▎ 摘　　要

Mechanical and thermal stability are the two challenging aspects of thermoelectric compounds and modules. Microcrack formation during material synthesis and mechanical failure under thermo-mechanical loading is commonly observed in thermoelectric materials made from brittle semiconductors. Herein, the results of graphene-nanoplates (GNPs) reinforcement on the mechanical and thermoelectric properties of MnTe compound are reported. The binary antiferromagnetic MnTe shown promising thermoelectric characteristics due to the paramagnon-hole drag above the Neel temperature.
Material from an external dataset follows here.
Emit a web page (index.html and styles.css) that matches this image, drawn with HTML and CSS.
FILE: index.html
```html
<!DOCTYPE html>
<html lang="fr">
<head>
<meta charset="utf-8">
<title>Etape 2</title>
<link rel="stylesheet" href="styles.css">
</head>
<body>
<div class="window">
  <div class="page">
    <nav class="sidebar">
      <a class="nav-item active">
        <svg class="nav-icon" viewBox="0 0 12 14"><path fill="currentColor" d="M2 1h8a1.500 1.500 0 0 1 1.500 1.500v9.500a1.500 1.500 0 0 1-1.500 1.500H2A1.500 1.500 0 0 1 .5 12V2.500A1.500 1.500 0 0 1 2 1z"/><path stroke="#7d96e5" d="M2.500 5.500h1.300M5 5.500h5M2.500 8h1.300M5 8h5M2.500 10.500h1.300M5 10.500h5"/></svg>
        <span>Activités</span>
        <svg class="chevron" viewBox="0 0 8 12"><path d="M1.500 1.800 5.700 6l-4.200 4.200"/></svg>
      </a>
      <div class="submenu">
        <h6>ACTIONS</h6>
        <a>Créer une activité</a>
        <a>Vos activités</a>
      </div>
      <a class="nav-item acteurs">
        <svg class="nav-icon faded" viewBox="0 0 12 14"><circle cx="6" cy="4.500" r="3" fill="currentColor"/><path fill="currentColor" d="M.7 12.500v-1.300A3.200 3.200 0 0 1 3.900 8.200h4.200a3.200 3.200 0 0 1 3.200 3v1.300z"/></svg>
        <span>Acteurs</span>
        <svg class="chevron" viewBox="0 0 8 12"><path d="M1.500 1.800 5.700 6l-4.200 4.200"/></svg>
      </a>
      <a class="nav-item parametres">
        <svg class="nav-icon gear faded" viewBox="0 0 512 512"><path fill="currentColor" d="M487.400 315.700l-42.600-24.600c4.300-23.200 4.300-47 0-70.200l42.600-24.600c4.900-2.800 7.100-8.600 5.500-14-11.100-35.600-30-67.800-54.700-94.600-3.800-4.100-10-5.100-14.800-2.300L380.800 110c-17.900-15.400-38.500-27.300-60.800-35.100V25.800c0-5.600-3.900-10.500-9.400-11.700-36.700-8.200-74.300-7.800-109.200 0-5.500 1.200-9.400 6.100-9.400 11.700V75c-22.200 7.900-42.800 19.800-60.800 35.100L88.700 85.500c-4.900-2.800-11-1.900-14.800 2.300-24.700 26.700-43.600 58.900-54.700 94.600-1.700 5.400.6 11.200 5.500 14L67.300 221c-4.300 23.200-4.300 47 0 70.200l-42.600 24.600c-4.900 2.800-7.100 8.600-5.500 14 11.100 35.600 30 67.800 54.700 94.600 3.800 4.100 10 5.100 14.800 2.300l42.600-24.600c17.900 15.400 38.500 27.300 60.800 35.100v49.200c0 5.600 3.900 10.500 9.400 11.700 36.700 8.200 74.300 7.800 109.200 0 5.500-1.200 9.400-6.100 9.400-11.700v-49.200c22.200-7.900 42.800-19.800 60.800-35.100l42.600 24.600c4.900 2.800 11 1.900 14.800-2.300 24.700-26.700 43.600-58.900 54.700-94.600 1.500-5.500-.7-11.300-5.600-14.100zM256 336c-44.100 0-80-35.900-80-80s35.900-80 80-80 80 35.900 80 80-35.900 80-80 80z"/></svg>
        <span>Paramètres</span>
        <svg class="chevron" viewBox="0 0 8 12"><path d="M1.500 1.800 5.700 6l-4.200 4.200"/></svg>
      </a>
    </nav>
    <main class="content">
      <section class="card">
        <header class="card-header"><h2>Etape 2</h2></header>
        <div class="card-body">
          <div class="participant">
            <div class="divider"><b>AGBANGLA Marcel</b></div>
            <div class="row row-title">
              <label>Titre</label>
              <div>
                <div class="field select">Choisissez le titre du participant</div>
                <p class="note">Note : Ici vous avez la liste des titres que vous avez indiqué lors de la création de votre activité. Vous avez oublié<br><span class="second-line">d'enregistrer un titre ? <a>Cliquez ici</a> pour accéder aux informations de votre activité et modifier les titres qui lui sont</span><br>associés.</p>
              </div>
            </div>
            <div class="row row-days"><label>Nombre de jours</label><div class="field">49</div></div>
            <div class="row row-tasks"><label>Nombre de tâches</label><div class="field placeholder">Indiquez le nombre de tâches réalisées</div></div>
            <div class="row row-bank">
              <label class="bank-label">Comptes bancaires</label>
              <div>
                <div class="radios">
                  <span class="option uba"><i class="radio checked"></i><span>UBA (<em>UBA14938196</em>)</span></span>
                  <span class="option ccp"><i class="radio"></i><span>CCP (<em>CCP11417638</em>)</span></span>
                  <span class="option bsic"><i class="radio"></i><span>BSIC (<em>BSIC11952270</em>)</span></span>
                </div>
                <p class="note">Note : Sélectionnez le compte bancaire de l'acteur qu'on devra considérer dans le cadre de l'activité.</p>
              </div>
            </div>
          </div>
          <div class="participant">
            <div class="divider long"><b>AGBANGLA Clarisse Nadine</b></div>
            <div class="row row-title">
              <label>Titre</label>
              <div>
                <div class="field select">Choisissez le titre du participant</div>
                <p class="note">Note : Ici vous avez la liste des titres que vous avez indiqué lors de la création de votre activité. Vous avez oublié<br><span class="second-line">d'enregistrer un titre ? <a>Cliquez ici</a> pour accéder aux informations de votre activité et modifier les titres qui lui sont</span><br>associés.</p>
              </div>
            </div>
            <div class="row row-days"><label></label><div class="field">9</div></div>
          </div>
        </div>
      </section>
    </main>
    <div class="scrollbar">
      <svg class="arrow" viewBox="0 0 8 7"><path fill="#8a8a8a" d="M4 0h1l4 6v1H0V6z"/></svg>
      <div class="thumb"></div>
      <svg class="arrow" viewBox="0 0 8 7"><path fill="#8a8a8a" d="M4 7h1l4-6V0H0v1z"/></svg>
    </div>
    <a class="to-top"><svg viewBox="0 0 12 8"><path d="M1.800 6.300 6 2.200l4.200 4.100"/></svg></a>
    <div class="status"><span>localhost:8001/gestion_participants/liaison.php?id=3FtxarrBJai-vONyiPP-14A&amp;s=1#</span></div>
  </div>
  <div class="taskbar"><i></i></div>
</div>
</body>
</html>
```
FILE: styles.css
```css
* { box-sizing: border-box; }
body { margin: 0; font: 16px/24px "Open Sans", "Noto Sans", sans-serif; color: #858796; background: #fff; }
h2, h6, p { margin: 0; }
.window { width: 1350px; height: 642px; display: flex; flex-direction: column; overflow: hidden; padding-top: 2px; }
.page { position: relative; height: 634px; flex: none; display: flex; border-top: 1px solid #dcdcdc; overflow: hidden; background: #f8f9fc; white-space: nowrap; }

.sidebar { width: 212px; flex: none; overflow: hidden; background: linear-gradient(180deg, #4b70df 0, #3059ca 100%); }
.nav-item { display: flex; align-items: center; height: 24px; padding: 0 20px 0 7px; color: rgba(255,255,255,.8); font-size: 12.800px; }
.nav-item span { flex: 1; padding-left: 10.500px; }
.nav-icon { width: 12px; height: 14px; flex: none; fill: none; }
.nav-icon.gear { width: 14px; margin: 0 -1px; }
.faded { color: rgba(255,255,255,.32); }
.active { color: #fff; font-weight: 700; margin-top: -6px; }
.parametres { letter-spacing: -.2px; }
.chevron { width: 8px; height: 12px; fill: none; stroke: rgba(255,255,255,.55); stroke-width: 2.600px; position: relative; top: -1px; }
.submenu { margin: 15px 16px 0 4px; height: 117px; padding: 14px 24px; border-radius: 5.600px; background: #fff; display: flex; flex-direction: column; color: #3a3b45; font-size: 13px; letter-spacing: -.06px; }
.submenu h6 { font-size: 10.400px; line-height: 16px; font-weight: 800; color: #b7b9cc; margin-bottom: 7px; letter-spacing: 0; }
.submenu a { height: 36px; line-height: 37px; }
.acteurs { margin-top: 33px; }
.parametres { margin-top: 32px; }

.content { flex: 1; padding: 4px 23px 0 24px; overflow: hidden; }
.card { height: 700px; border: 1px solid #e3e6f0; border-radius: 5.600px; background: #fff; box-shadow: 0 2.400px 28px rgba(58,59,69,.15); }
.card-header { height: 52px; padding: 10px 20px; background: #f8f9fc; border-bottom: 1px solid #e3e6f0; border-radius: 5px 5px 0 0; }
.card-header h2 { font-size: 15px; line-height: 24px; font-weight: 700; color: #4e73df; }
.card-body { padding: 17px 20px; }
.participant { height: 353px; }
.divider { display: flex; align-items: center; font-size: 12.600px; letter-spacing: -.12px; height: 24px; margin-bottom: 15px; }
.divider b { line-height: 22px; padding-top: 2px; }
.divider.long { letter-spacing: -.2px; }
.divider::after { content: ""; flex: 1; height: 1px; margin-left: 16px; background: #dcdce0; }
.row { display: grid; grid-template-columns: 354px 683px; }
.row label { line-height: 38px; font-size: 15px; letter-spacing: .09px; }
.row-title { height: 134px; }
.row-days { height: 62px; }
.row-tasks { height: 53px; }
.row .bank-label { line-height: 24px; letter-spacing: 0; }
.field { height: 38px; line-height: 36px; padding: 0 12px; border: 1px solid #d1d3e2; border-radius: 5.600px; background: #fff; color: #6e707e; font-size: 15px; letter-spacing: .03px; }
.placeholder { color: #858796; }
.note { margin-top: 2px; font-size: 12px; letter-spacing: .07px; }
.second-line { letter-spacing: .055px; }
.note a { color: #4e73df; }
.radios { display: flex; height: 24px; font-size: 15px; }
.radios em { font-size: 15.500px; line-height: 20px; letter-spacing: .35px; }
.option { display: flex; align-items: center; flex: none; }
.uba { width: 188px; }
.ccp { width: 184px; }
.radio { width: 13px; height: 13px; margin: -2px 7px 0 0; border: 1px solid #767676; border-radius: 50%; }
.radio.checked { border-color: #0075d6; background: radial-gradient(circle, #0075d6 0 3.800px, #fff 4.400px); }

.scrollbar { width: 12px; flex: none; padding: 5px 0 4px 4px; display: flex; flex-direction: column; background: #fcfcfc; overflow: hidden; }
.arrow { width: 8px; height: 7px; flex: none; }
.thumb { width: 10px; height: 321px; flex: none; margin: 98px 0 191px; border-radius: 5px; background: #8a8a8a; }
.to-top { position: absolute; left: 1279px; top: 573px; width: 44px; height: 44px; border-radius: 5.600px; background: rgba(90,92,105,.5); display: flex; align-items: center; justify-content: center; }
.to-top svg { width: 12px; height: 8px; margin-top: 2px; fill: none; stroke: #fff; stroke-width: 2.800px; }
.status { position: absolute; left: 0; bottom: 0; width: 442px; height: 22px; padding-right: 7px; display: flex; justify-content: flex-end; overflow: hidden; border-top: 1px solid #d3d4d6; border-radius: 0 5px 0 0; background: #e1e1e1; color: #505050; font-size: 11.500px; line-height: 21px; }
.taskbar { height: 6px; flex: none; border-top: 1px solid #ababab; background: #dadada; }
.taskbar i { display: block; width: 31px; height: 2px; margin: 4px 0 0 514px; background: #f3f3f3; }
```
In this study, different bulk MnTe samples are synthesized with the addition of GNPs in a small quantity (0.25-1 wt%) by powder metallurgy and spark plasma sintering. The thermoelectric factors, magnetic behavior, microstructure, and mechanical properties of the samples are evaluated and analyzed. Nearly 33% improvement is observed in the fracture toughness of MnTe reinforced with 0.25 wt% GNPs compared to the pristine structure. The Neel temperature remains approximately unaffected with the GNP inclusion; however, the low-temperature ferromagnetic phase impurity is significantly suppressed. The thermal conductivity and power factor decrease almost equally by approximate to 34% at 600 K; hence, the thermoelectric figure-of-merit is not affected by GNP reinforcement in the optimized sample.